Mr Miliband, meanwhile, has a wider problem. It is not just that he owes his place to the unions. In a parliamentary Labour party that is mostly comprised of people who did not vote for him — only 84 backed him in the first round of the 2010 contest and the rest would still probably prefer to vote for someone else in another leadership election — it is hard to discern who his real supporters in Parliament are.

McClusky disparages Tony Blair who, unlike any other leader of his party, won three consecutive general elections, and warns Mr Miliband to ignore him

Ed Miliband who is currently on the campaign trail has the problem that it is hard to discern who his real supporters are in his own party

We all know who the Blairites were, and indeed still are. They see their influence diminishing, which is why some of them, led by Mr Blair himself, have been so vocal in trying to persuade Mr Miliband to re-connect with the centre ground. The alternative is a party in which Mr McCluskey and his friends find their wishes granted — and which faces electoral oblivion.

We also knew who the Brownites were. Some are, indeed, in prominent positions in Mr Miliband’s shadow cabinet, waiting for the next vacancy to occur so they can pursue their ambitions — notably Ed Balls, the shadow chancellor, and his wife Yvette Cooper, the shadow home secretary.

Arrogant Mr McCluskey has just been re-elected leader of his union, and will serve until 2018

But Mr Miliband’s supporters remain the people who propelled him to his present position in 2010 — the unions, and notably the biggest union of them all, Mr McCluskey’s Unite. The only real loyalty the Labour leader owes is to them.

He and his friends can, in their embarrassment at Mr McCluskey’s arrogant and undemocratic intervention, denounce the union baron and protest that he has no influence over what Mr Miliband would do. However, anyone with a memory that stretches back to the 1970s and early 1980s knows how the Labour movement works, and will suspect such a denial is worthless.
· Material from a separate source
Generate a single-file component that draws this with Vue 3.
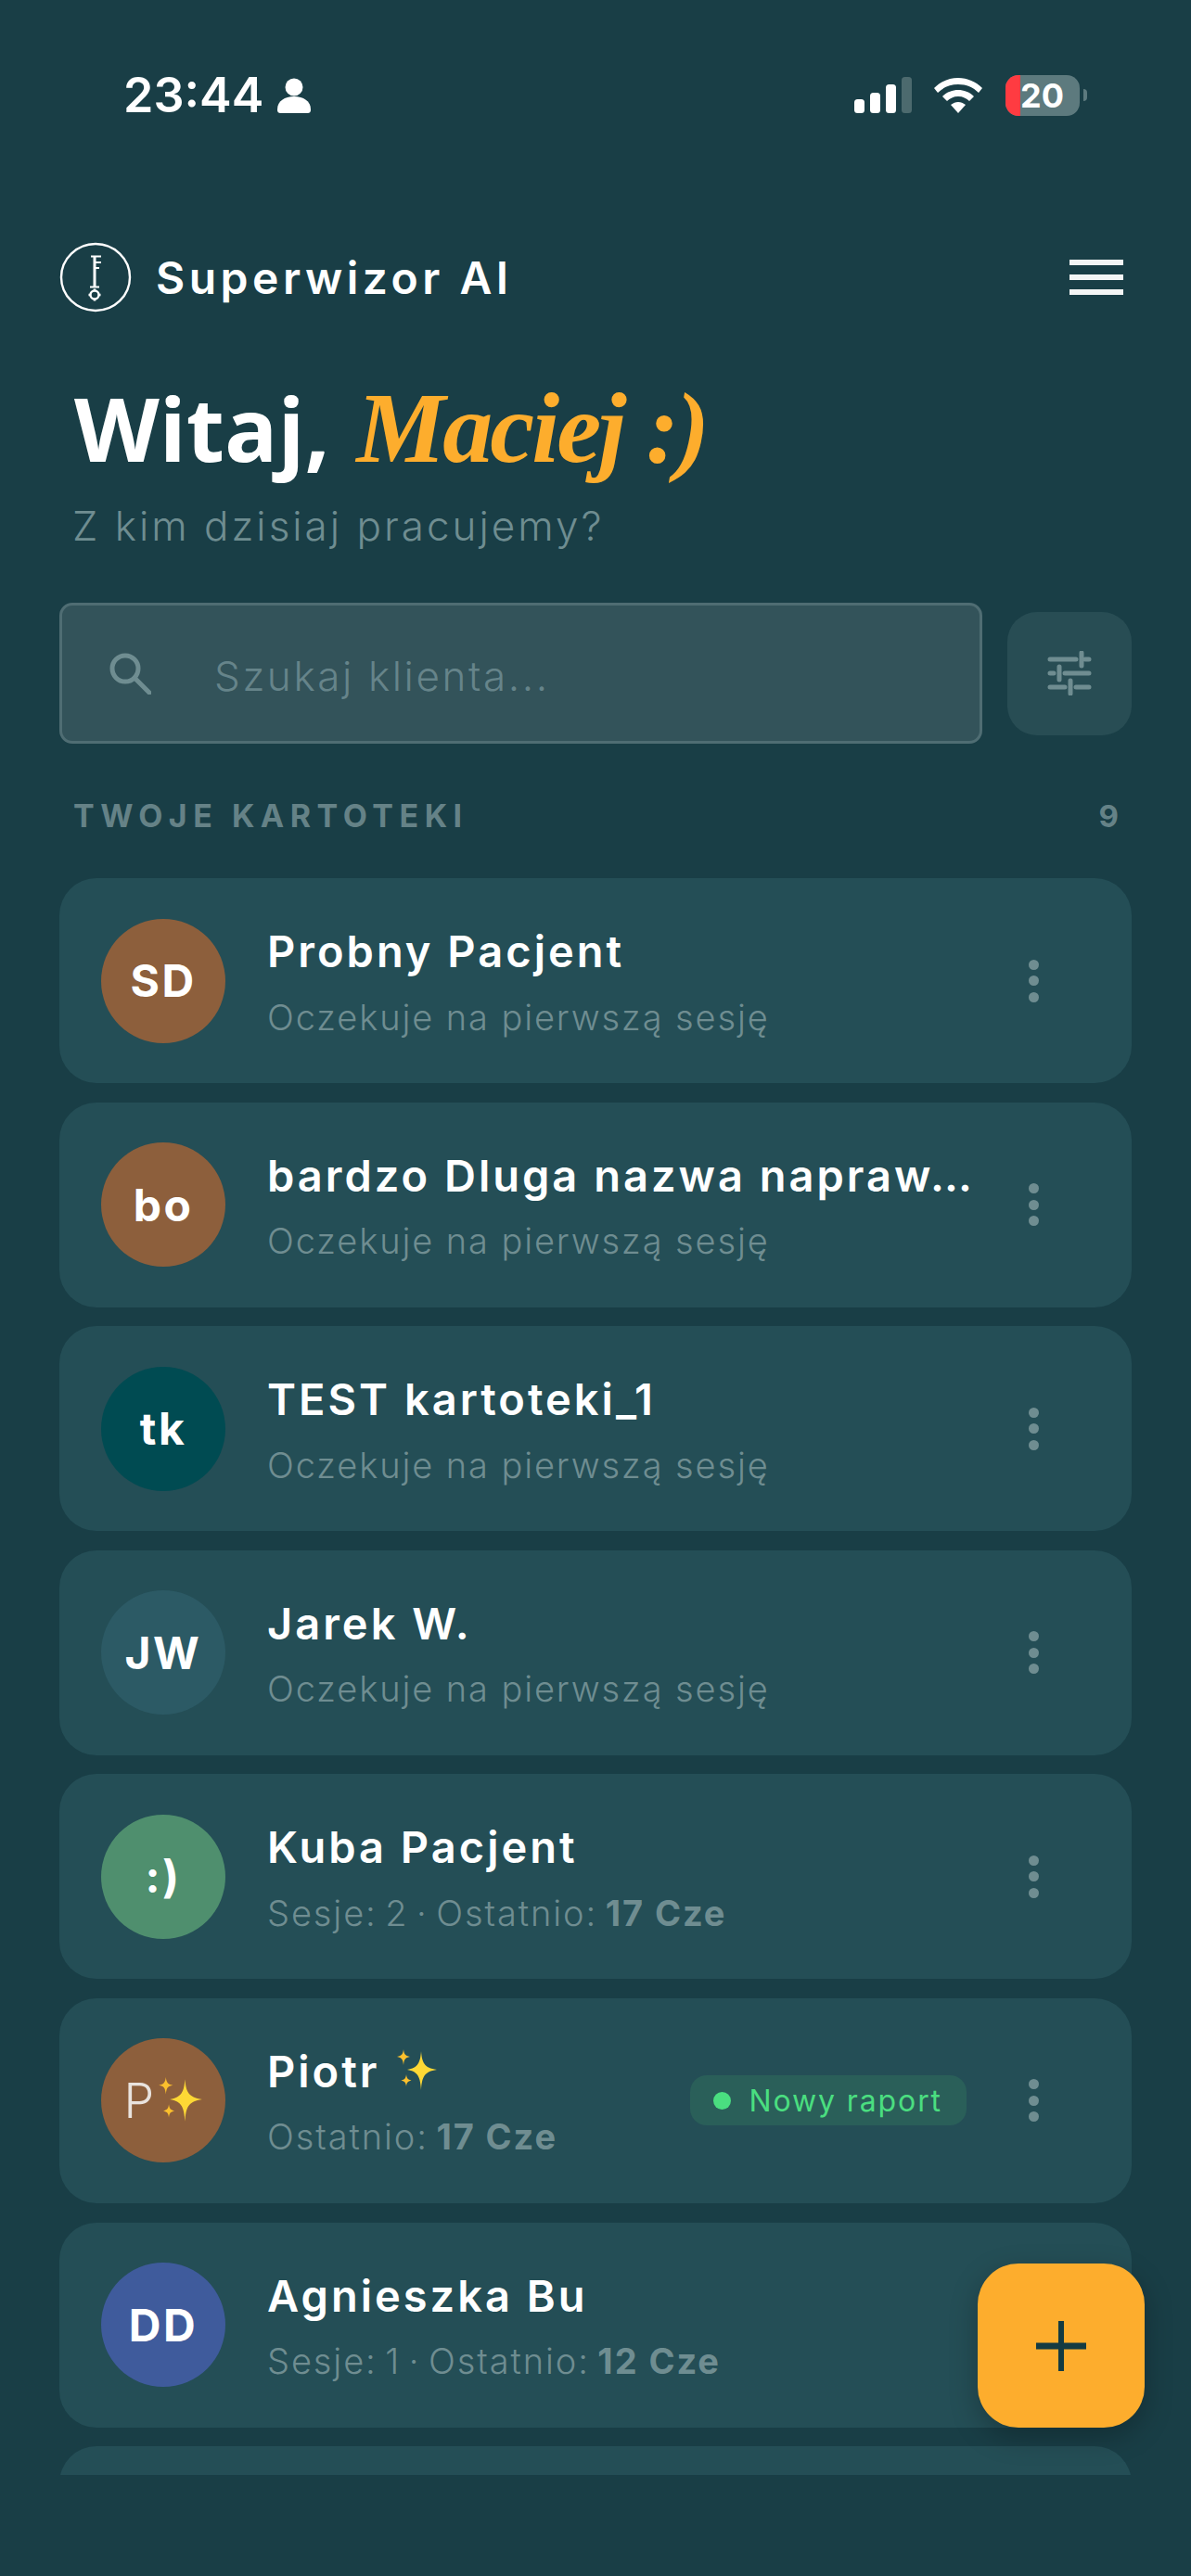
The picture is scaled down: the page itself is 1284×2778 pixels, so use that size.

When Labour is in opposition — as it is now, and as it was under Michael Foot in the early 1980s — such internal squabbles are simply private grief. It is a different matter when Labour seems to have a chance of office: two years out from the next election, the latest opinion poll gives it a six-point lead over the Conservatives.

As he has warned us, Mr McCluskey will be there waiting for the promises he has extracted to be kept. And it will be the minority of his members who will stand to benefit from such blackmail, and not the hard-working, hard-pressed majority who make up middle Britain.

Because if anyone tries to tell you that a man who provides 28 per cent of Labour’s income, and for whom hardly anyone has the chance to vote, will not succeed in influencing policy, and that his fellow barons who provide the other 60 per cent will also hold back, you would be mad to believe them.